DIRECTIONS: Can you print the data exactly and leave out each image?

DATASET CONTENT:

• • • •

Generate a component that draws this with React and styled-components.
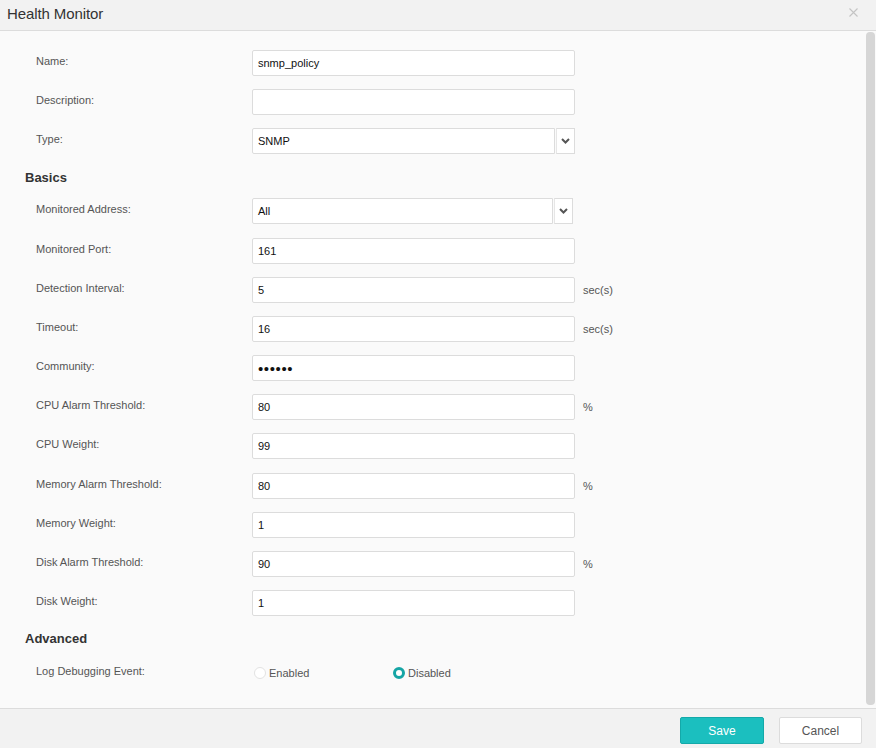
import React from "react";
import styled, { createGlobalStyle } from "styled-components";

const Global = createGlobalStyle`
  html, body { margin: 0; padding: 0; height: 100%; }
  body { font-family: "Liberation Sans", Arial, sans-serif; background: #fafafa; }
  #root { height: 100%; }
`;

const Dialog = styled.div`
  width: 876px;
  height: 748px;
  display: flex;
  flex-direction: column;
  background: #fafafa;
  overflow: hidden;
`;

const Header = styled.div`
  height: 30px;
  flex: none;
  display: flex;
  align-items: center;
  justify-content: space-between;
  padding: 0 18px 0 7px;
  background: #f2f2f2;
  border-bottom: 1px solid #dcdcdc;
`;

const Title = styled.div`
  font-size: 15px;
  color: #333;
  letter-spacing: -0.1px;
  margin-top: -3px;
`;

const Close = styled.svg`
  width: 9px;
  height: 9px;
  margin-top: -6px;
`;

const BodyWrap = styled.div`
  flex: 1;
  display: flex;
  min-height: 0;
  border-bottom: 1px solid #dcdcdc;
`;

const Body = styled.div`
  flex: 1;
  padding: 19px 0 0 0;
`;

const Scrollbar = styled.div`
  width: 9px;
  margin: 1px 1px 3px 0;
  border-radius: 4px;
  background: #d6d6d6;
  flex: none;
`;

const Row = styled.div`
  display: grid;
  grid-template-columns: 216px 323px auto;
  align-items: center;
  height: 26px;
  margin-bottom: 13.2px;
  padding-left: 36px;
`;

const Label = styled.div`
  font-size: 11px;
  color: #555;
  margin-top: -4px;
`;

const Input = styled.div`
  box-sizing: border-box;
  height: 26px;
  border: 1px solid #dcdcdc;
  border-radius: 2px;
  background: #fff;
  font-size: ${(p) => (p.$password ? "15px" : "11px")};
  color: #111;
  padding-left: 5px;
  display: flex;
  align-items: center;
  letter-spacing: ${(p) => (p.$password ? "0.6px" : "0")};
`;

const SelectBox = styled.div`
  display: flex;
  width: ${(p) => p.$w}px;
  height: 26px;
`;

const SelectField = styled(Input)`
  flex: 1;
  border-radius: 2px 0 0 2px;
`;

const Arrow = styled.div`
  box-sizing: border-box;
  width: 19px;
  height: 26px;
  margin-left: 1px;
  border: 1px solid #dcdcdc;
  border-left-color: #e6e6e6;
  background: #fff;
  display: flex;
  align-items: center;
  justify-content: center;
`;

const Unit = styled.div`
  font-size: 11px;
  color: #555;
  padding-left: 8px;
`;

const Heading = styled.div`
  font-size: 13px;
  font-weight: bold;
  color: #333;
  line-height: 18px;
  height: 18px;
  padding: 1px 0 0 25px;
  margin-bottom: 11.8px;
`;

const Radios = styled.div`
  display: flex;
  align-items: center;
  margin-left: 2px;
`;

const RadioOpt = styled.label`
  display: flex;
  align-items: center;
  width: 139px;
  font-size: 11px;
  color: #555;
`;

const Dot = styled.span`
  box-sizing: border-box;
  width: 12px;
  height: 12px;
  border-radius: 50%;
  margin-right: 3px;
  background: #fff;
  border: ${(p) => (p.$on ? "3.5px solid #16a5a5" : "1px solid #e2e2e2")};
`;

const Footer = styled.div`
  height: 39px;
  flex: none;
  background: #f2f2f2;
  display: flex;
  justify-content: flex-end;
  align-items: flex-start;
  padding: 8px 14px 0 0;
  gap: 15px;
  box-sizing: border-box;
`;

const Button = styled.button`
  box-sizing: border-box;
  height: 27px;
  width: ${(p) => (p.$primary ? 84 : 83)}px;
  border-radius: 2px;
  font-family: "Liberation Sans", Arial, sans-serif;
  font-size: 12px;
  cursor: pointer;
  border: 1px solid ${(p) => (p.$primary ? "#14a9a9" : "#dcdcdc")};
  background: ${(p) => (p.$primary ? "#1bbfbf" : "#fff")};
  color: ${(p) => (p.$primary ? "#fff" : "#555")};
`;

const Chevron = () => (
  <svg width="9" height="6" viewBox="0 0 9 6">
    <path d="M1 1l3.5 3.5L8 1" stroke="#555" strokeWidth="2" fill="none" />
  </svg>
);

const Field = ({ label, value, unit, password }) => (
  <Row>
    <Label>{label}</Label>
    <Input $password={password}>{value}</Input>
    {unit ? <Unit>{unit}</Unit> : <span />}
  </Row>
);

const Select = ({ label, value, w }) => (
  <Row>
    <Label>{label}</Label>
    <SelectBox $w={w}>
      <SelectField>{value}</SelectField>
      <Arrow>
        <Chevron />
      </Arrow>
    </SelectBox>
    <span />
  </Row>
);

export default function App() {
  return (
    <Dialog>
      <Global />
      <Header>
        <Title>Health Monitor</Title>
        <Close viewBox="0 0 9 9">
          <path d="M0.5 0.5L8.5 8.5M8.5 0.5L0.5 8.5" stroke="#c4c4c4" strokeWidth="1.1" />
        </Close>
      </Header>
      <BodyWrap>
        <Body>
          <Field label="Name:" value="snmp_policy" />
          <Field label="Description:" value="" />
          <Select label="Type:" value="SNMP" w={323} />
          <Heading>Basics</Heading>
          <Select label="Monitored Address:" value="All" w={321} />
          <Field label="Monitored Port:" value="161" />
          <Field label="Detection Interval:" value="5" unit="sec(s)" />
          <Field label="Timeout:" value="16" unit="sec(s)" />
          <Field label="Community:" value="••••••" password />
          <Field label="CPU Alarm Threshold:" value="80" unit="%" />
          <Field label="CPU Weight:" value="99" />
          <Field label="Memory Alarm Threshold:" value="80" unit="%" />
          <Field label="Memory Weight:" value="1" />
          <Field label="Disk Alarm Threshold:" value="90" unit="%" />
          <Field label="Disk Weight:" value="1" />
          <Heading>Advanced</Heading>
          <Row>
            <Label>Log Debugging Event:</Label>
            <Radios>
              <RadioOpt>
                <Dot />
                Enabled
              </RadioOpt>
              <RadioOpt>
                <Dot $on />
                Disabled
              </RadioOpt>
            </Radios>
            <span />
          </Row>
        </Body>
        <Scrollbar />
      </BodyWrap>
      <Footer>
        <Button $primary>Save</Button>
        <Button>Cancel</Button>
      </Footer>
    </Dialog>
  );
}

• • • •

THE ANSWER:
Generate a component that draws this with React and styled-components.
import React from "react";
import styled, { createGlobalStyle } from "styled-components";

const Global = createGlobalStyle`
  html, body { margin: 0; padding: 0; height: 100%; }
  body { font-family: "Liberation Sans", Arial, sans-serif; background: #fafafa; }
  #root { height: 100%; }
`;

const Dialog = styled.div`
  width: 876px;
  height: 748px;
  display: flex;
  flex-direction: column;
  background: #fafafa;
  overflow: hidden;
`;

const Header = styled.div`
  height: 30px;
  flex: none;
  display: flex;
  align-items: center;
  justify-content: space-between;
  padding: 0 18px 0 7px;
  background: #f2f2f2;
  border-bottom: 1px solid #dcdcdc;
`;

const Title = styled.div`
  font-size: 15px;
  color: #333;
  letter-spacing: -0.1px;
  margin-top: -3px;
`;

const Close = styled.svg`
  width: 9px;
  height: 9px;
  margin-top: -6px;
`;

const BodyWrap = styled.div`
  flex: 1;
  display: flex;
  min-height: 0;
  border-bottom: 1px solid #dcdcdc;
`;

const Body = styled.div`
  flex: 1;
  padding: 19px 0 0 0;
`;

const Scrollbar = styled.div`
  width: 9px;
  margin: 1px 1px 3px 0;
  border-radius: 4px;
  background: #d6d6d6;
  flex: none;
`;

const Row = styled.div`
  display: grid;
  grid-template-columns: 216px 323px auto;
  align-items: center;
  height: 26px;
  margin-bottom: 13.2px;
  padding-left: 36px;
`;

const Label = styled.div`
  font-size: 11px;
  color: #555;
  margin-top: -4px;
`;

const Input = styled.div`
  box-sizing: border-box;
  height: 26px;
  border: 1px solid #dcdcdc;
  border-radius: 2px;
  background: #fff;
  font-size: ${(p) => (p.$password ? "15px" : "11px")};
  color: #111;
  padding-left: 5px;
  display: flex;
  align-items: center;
  letter-spacing: ${(p) => (p.$password ? "0.6px" : "0")};
`;

const SelectBox = styled.div`
  display: flex;
  width: ${(p) => p.$w}px;
  height: 26px;
`;

const SelectField = styled(Input)`
  flex: 1;
  border-radius: 2px 0 0 2px;
`;

const Arrow = styled.div`
  box-sizing: border-box;
  width: 19px;
  height: 26px;
  margin-left: 1px;
  border: 1px solid #dcdcdc;
  border-left-color: #e6e6e6;
  background: #fff;
  display: flex;
  align-items: center;
  justify-content: center;
`;

const Unit = styled.div`
  font-size: 11px;
  color: #555;
  padding-left: 8px;
`;

const Heading = styled.div`
  font-size: 13px;
  font-weight: bold;
  color: #333;
  line-height: 18px;
  height: 18px;
  padding: 1px 0 0 25px;
  margin-bottom: 11.8px;
`;

const Radios = styled.div`
  display: flex;
  align-items: center;
  margin-left: 2px;
`;

const RadioOpt = styled.label`
  display: flex;
  align-items: center;
  width: 139px;
  font-size: 11px;
  color: #555;
`;

const Dot = styled.span`
  box-sizing: border-box;
  width: 12px;
  height: 12px;
  border-radius: 50%;
  margin-right: 3px;
  background: #fff;
  border: ${(p) => (p.$on ? "3.5px solid #16a5a5" : "1px solid #e2e2e2")};
`;

const Footer = styled.div`
  height: 39px;
  flex: none;
  background: #f2f2f2;
  display: flex;
  justify-content: flex-end;
  align-items: flex-start;
  padding: 8px 14px 0 0;
  gap: 15px;
  box-sizing: border-box;
`;

const Button = styled.button`
  box-sizing: border-box;
  height: 27px;
  width: ${(p) => (p.$primary ? 84 : 83)}px;
  border-radius: 2px;
  font-family: "Liberation Sans", Arial, sans-serif;
  font-size: 12px;
  cursor: pointer;
  border: 1px solid ${(p) => (p.$primary ? "#14a9a9" : "#dcdcdc")};
  background: ${(p) => (p.$primary ? "#1bbfbf" : "#fff")};
  color: ${(p) => (p.$primary ? "#fff" : "#555")};
`;

const Chevron = () => (
  <svg width="9" height="6" viewBox="0 0 9 6">
    <path d="M1 1l3.5 3.5L8 1" stroke="#555" strokeWidth="2" fill="none" />
  </svg>
);

const Field = ({ label, value, unit, password }) => (
  <Row>
    <Label>{label}</Label>
    <Input $password={password}>{value}</Input>
    {unit ? <Unit>{unit}</Unit> : <span />}
  </Row>
);

const Select = ({ label, value, w }) => (
  <Row>
    <Label>{label}</Label>
    <SelectBox $w={w}>
      <SelectField>{value}</SelectField>
      <Arrow>
        <Chevron />
      </Arrow>
    </SelectBox>
    <span />
  </Row>
);

export default function App() {
  return (
    <Dialog>
      <Global />
      <Header>
        <Title>Health Monitor</Title>
        <Close viewBox="0 0 9 9">
          <path d="M0.5 0.5L8.5 8.5M8.5 0.5L0.5 8.5" stroke="#c4c4c4" strokeWidth="1.1" />
        </Close>
      </Header>
      <BodyWrap>
        <Body>
          <Field label="Name:" value="snmp_policy" />
          <Field label="Description:" value="" />
          <Select label="Type:" value="SNMP" w={323} />
          <Heading>Basics</Heading>
          <Select label="Monitored Address:" value="All" w={321} />
          <Field label="Monitored Port:" value="161" />
          <Field label="Detection Interval:" value="5" unit="sec(s)" />
          <Field label="Timeout:" value="16" unit="sec(s)" />
          <Field label="Community:" value="••••••" password />
          <Field label="CPU Alarm Threshold:" value="80" unit="%" />
          <Field label="CPU Weight:" value="99" />
          <Field label="Memory Alarm Threshold:" value="80" unit="%" />
          <Field label="Memory Weight:" value="1" />
          <Field label="Disk Alarm Threshold:" value="90" unit="%" />
          <Field label="Disk Weight:" value="1" />
          <Heading>Advanced</Heading>
          <Row>
            <Label>Log Debugging Event:</Label>
            <Radios>
              <RadioOpt>
                <Dot />
                Enabled
              </RadioOpt>
              <RadioOpt>
                <Dot $on />
                Disabled
              </RadioOpt>
            </Radios>
            <span />
          </Row>
        </Body>
        <Scrollbar />
      </BodyWrap>
      <Footer>
        <Button $primary>Save</Button>
        <Button>Cancel</Button>
      </Footer>
    </Dialog>
  );
}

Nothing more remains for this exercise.